Uang adalah alat tukar, sebagai pengganti ketika metoda barter (pertukaran antara dua pihak dengan dua benda yang disepakati mempunyai nilai yang sama) mulai ditinggalkan di jaman Kekaisaran Romawi dulu. Kemudian karena banyak negeri melakukan hal yang sama terjadilah banyaknya mata uang di tiap wilayah pemerintahan yang berbeda, sehingga timbul perbedaan nilai antar mata uang itu sendiri. Bahkan akhirnya uang itu sendiri diperjualbelikanmembeli uang dengan uang. Manusia memang aneh, namun secara konsep hal itu kembali ke asalnya yaitu menukar benda bernama uang dengan kesepakatan nilainya sama, alias barter.

Kini uang menjadi penentu kemajuan sebuah negeri, bahkan menentukan sebuah kata, kekuasaan. Revolusi Industri telah mendongkrak pentingnya uang hingga timbul yang namanya kapitalisme, siapa yang mampu bermain dengan kapital akan berkuasa.
Anda mungkin antipati mendengar kapitalisme, IMHO kapitalisme cenderung buruk karena lebih sering ditunggangi kerakusan terhadap uang. Sebuah rantai perdagangan akan maju ketika mata rantainya berkembang, namun karena kerakusan mata rantai dikuasai segelintir orang saja, yang disebut monopoli. Konsep saling ketergantungan (interdependensi) dikotori oleh ego (you must depend on me). Saya hanya bisa bermimpi interdependensi ini tetap terjaga supaya seluruh mata rantai sejahtera.

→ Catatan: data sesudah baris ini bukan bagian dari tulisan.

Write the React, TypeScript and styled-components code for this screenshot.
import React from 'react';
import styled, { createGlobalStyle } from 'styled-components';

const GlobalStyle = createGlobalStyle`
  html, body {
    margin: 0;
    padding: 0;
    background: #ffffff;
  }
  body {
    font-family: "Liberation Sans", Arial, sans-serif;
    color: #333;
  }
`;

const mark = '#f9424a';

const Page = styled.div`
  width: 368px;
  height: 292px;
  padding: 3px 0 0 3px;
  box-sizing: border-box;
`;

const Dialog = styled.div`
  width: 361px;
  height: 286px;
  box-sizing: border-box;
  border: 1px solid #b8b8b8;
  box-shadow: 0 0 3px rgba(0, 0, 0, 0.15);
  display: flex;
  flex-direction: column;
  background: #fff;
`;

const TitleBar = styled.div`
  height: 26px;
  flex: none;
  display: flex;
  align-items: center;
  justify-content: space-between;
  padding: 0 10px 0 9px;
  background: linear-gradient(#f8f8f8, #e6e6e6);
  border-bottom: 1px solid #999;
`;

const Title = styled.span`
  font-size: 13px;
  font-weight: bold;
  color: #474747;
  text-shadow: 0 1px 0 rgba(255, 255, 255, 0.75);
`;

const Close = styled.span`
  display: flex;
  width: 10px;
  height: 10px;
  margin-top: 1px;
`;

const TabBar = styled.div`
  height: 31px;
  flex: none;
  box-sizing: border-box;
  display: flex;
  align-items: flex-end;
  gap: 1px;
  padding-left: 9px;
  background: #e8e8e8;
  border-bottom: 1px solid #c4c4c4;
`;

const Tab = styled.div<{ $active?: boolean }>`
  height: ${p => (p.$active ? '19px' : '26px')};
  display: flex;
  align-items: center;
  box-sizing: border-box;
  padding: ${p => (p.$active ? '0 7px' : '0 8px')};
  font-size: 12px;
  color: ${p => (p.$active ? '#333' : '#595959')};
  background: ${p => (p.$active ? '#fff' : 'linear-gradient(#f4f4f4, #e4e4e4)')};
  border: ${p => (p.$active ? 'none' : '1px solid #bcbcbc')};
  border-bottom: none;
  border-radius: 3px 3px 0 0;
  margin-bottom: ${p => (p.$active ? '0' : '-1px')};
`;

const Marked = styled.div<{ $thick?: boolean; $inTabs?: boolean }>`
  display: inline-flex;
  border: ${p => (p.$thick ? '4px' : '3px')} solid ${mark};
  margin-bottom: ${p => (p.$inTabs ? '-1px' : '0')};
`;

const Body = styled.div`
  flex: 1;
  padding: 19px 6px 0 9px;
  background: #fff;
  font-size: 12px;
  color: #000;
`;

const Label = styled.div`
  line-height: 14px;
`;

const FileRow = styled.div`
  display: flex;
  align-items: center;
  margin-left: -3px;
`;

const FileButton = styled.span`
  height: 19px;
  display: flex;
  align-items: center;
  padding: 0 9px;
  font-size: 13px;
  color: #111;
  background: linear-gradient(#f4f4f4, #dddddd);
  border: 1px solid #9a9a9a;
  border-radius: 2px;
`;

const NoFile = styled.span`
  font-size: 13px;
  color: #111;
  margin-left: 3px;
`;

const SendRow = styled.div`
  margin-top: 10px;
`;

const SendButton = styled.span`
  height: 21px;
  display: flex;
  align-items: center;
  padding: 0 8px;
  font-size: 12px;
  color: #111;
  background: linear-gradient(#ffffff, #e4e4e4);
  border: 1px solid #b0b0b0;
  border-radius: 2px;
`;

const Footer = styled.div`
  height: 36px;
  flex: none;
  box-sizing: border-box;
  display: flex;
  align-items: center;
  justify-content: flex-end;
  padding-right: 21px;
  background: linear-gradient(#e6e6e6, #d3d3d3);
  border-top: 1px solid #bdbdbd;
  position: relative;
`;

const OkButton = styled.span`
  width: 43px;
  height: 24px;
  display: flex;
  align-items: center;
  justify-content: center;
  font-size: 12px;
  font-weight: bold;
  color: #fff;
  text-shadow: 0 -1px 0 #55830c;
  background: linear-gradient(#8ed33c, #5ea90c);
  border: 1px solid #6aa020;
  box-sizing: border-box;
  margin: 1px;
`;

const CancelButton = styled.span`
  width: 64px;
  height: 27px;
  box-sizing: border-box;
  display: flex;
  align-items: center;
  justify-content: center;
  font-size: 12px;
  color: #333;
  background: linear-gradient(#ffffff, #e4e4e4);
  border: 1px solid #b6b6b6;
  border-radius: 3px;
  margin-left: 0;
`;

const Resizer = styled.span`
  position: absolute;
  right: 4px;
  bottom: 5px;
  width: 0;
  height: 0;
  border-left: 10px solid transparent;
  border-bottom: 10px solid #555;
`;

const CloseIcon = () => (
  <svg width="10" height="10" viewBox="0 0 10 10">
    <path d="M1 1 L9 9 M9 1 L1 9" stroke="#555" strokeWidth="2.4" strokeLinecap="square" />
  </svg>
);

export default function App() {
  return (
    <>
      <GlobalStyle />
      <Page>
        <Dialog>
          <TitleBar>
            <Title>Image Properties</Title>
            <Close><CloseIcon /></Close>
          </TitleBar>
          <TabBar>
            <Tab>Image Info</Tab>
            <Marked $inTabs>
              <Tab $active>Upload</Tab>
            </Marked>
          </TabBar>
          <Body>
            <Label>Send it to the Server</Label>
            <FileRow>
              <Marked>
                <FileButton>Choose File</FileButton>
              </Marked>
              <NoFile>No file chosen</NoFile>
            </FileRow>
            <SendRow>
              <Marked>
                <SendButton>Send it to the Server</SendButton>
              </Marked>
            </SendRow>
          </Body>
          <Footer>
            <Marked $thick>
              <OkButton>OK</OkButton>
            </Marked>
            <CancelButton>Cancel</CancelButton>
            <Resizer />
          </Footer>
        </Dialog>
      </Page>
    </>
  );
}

Apa yang membuat sifat materialis uang pada diri kita?
 Berikut dua hal yang terasa dan terpikir oleh saya, yaitu karena kaya dan karena miskin. Jika saya kaya maka saya bisa terjebak dalam melihat nilai uang, saya bisa menjadi rakus karena nilai uang menjadi sangat rendah sekaligus menjadi parameter berpikir dan bertindak secara makro dan mikro, dalam konteks publik dan pribadi. Saya bisa terjebak mencibir mereka yang mempunyai harta benda yang harganya lebih rendah dari saya, lupa akan sesuatu yang lebih penting dari harta benda tersebut yaitu nilainya, yang berbeda-beda pengukurannya untuk setiap orang. Selain nilai uang menjadi rendah juga terjebak dalam kekuasaan yang dekat dengan kerakusan, sehingga semua diukur menjadi harga dalam bentuk uang.

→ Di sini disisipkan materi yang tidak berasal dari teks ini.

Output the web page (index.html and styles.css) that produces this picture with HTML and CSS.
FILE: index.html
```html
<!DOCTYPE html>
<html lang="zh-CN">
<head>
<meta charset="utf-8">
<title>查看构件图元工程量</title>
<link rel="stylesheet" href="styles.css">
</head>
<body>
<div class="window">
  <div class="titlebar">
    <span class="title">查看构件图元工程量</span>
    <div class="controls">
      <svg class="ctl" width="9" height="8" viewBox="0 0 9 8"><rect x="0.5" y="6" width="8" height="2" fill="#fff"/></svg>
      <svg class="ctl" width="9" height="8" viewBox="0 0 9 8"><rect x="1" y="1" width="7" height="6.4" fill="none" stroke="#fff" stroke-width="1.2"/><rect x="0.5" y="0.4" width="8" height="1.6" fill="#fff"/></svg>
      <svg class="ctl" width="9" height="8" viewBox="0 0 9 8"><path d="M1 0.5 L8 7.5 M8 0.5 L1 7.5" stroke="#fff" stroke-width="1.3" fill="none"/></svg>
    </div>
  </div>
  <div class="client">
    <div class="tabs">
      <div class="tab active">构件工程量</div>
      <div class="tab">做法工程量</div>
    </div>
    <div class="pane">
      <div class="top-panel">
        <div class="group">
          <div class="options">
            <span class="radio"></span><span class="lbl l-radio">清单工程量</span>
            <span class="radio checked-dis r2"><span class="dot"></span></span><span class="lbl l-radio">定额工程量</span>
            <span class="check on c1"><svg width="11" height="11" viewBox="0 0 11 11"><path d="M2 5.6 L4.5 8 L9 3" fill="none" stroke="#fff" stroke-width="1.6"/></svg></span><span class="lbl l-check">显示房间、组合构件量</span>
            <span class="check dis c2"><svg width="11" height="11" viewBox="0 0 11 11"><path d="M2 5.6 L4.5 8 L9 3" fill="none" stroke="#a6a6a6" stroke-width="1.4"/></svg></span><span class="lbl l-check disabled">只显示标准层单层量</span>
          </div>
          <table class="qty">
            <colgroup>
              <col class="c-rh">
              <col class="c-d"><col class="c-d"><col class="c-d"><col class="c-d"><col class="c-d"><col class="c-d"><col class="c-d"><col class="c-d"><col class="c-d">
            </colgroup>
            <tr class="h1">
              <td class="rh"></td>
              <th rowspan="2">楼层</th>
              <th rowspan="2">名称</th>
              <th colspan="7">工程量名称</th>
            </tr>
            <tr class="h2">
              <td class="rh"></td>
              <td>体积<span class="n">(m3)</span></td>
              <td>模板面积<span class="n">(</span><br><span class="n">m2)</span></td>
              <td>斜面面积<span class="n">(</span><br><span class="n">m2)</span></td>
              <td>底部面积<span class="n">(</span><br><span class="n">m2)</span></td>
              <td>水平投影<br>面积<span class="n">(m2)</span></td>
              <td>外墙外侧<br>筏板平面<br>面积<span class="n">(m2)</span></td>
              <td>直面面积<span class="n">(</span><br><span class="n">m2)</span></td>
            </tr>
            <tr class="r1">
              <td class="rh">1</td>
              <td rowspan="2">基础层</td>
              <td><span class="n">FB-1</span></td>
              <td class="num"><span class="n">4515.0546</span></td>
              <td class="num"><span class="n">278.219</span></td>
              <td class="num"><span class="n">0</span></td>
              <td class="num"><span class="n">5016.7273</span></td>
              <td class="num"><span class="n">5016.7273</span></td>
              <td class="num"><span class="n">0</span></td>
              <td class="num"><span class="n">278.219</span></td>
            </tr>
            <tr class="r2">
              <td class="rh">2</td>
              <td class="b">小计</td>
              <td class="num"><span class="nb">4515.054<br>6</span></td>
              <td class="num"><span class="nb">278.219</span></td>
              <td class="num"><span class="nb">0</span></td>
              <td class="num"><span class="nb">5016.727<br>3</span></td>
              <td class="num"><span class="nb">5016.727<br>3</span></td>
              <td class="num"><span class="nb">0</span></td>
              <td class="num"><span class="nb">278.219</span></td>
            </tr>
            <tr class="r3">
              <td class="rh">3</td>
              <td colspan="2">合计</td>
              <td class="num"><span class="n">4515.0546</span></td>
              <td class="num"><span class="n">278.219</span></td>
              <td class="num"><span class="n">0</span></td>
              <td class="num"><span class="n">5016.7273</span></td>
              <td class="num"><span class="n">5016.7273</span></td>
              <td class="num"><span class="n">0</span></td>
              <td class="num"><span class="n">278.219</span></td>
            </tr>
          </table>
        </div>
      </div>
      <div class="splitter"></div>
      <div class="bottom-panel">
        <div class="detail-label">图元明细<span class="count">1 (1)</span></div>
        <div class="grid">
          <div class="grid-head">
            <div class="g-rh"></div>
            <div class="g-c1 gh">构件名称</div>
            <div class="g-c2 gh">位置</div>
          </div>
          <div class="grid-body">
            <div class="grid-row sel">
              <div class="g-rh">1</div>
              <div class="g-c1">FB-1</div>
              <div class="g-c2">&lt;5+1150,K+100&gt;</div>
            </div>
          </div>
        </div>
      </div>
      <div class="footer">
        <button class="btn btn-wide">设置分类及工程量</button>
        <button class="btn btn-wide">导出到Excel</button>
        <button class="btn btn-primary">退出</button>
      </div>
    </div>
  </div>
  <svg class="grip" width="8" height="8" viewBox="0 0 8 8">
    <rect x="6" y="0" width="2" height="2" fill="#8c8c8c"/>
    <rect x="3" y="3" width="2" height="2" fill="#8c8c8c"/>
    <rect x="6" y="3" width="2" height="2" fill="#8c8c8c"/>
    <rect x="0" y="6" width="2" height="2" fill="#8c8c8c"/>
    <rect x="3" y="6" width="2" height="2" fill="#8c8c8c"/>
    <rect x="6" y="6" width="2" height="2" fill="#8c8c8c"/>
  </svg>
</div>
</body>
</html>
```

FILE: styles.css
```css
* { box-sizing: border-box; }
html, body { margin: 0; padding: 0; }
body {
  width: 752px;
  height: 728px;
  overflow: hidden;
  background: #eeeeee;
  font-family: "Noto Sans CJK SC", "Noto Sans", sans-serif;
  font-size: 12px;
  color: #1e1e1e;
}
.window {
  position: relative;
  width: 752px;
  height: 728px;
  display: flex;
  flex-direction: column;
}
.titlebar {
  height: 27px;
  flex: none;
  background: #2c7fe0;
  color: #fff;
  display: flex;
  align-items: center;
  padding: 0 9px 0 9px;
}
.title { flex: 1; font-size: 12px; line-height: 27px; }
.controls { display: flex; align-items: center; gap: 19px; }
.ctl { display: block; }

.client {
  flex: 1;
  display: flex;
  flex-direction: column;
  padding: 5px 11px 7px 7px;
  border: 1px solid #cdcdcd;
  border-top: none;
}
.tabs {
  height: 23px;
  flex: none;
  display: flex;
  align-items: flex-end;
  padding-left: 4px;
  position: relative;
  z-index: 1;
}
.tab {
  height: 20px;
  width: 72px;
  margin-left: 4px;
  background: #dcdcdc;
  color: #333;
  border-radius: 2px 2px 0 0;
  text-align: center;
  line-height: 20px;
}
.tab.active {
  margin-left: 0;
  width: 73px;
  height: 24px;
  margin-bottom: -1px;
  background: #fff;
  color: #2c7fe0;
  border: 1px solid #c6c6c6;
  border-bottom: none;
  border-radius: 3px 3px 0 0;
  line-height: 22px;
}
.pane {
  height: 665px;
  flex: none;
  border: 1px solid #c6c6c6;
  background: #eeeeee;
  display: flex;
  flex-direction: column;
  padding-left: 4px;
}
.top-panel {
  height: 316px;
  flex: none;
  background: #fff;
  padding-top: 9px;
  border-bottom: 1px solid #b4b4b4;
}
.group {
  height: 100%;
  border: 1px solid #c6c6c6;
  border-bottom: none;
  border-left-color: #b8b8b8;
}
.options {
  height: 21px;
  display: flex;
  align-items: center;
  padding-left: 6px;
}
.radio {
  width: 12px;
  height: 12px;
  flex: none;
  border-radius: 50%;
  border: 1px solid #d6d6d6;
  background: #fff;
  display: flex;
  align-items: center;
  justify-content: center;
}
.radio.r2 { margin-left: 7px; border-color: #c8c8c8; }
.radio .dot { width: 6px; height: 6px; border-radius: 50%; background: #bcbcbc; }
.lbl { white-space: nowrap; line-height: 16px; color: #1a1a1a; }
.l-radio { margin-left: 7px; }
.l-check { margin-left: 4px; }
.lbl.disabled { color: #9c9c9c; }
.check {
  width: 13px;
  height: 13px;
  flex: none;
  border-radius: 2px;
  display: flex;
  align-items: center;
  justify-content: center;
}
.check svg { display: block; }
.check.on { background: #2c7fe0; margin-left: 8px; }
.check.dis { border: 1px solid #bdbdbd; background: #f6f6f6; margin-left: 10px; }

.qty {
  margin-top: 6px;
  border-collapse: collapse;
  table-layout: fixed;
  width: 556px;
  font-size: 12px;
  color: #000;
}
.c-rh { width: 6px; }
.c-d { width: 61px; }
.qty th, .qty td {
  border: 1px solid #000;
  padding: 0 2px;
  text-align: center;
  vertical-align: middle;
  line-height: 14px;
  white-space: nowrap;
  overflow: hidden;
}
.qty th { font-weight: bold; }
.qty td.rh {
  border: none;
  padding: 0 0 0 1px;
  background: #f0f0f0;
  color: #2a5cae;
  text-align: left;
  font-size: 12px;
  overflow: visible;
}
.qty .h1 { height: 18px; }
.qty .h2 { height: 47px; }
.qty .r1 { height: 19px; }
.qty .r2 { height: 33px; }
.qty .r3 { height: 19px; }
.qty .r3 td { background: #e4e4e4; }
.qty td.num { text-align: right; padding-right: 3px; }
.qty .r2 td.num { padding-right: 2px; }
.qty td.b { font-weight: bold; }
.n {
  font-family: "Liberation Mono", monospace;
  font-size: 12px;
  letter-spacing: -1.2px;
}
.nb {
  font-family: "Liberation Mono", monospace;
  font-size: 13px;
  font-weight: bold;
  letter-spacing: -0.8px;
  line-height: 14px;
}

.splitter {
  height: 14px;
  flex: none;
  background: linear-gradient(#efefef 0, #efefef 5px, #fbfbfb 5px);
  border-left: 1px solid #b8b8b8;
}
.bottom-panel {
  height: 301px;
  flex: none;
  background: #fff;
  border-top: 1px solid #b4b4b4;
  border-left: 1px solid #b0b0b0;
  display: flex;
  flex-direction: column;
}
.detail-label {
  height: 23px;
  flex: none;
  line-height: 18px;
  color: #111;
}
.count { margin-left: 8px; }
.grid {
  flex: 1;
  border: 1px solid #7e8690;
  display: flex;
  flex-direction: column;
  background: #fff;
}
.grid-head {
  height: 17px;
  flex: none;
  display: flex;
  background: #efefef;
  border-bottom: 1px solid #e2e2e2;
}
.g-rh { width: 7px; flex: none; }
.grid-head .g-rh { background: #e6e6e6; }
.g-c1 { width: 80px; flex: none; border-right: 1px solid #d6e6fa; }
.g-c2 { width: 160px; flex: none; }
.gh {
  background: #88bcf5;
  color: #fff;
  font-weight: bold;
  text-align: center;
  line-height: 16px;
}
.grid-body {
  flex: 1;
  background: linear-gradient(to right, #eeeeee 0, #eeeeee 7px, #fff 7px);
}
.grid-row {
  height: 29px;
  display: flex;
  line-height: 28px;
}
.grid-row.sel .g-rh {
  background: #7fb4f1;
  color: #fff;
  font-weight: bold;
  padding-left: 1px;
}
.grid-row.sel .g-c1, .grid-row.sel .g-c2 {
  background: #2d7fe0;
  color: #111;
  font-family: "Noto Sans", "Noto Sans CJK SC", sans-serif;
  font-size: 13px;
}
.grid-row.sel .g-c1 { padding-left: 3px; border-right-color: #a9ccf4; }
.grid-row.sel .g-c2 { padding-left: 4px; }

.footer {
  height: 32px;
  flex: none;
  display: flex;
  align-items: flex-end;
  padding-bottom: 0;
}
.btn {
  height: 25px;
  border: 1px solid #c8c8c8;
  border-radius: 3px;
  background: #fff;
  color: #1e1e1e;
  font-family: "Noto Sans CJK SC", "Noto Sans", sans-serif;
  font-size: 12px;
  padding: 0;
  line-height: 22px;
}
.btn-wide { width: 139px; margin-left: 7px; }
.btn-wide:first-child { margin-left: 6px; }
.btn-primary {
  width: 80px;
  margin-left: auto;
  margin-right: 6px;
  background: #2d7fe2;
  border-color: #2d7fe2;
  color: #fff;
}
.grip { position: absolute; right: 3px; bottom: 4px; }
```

Sebaliknya jika saya miskin saya bisa terjebak dalam melihat uang sebagai sesuatu yang nilainya sangat tinggi, harga yang lebih tinggi akan dinilai lebih tinggi, hingga secuil kekurangan akan dianggap kerugian besar, orang menyebutnya sebagai pelit, pedit, kikir, dsb. Pikiran bisa terkungkung dalam ruang diri sendiri saja, dunia makro diabaikan, dunia publik diacuhkan. Pada dasarnya miskin atau kaya bisa berakibat sama dalam menilai uang, sama-sama bisa merendahkan nilai harta benda, sama-sama bisa membuat pelit sekaligus juga sama-sama bisa membuat kerakusan.

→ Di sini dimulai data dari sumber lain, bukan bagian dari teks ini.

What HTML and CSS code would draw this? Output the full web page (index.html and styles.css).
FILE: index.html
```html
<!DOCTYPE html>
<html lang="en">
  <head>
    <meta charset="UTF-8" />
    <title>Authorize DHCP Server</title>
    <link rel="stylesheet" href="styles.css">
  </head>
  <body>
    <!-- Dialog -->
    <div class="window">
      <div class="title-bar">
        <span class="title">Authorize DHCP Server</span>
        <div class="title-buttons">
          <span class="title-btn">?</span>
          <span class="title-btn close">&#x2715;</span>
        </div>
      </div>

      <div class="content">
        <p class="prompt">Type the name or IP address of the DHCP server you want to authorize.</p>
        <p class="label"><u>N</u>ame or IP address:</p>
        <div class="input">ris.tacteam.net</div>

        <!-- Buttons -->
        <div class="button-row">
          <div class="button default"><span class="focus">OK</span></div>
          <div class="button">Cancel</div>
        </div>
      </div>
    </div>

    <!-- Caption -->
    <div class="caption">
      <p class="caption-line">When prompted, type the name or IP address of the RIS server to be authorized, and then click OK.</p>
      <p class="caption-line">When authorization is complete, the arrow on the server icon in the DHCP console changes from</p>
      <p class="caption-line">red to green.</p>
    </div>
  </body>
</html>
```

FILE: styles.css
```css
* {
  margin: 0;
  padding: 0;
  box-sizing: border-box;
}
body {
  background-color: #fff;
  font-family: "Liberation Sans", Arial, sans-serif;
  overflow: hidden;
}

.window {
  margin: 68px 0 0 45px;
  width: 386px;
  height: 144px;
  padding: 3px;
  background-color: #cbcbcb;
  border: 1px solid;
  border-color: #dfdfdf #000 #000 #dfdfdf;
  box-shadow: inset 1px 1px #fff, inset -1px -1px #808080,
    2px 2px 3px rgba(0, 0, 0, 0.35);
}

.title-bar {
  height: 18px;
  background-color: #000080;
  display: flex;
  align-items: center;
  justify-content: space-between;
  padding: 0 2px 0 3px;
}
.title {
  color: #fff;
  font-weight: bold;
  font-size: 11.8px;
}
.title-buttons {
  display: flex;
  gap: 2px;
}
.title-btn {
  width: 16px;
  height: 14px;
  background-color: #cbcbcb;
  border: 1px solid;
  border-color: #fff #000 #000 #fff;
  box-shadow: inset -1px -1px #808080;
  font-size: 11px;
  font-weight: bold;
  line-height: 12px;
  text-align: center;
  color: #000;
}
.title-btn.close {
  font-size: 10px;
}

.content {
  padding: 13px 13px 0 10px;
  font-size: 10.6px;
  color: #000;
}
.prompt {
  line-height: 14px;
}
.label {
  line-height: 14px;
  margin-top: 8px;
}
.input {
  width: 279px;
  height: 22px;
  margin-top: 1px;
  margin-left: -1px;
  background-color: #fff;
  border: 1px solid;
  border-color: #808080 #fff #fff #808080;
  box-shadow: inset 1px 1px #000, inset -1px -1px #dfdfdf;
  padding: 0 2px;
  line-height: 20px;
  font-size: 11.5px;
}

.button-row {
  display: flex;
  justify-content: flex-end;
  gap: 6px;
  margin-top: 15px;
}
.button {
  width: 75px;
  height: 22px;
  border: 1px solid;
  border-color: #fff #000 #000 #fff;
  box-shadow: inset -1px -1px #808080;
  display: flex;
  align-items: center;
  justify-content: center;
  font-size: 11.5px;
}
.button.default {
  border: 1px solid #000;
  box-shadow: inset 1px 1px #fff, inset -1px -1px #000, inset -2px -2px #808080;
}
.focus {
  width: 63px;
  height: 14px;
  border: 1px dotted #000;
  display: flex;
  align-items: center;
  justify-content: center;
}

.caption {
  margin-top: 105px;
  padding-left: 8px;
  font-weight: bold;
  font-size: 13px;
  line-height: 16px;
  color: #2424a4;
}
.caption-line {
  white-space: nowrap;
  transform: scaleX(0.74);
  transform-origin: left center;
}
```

Apakah anda kaya atau miskin? Apakah anda menilai diri anda harus dihargai dengan pendapatan ribuan dolar dalam sebulan sehingga itu menjadi tujuan hidup? Apakah anda kesal hari ini makan nggak enak dengan uang Rp5.000 sendirian sedang di pelosok sana sebuah keluarga menikmati makan dengan harga yang sama?

Makna kesejahteraan pun kini lekat dengan jumlah uang di kantong kita. Kesejahteraan adalah kondisi berimbangnya antara nilai dengan harga, berimbangnya pendapatan dengan pengeluaran, berimbangnya jumlah keuntungan dengan jumlah sedekah, zakat dan pajak.
Semoga saya tidak terjebak hal-hal di atas karena tidak proporsional mengukur kemiskinan dan kekayaan diri saya.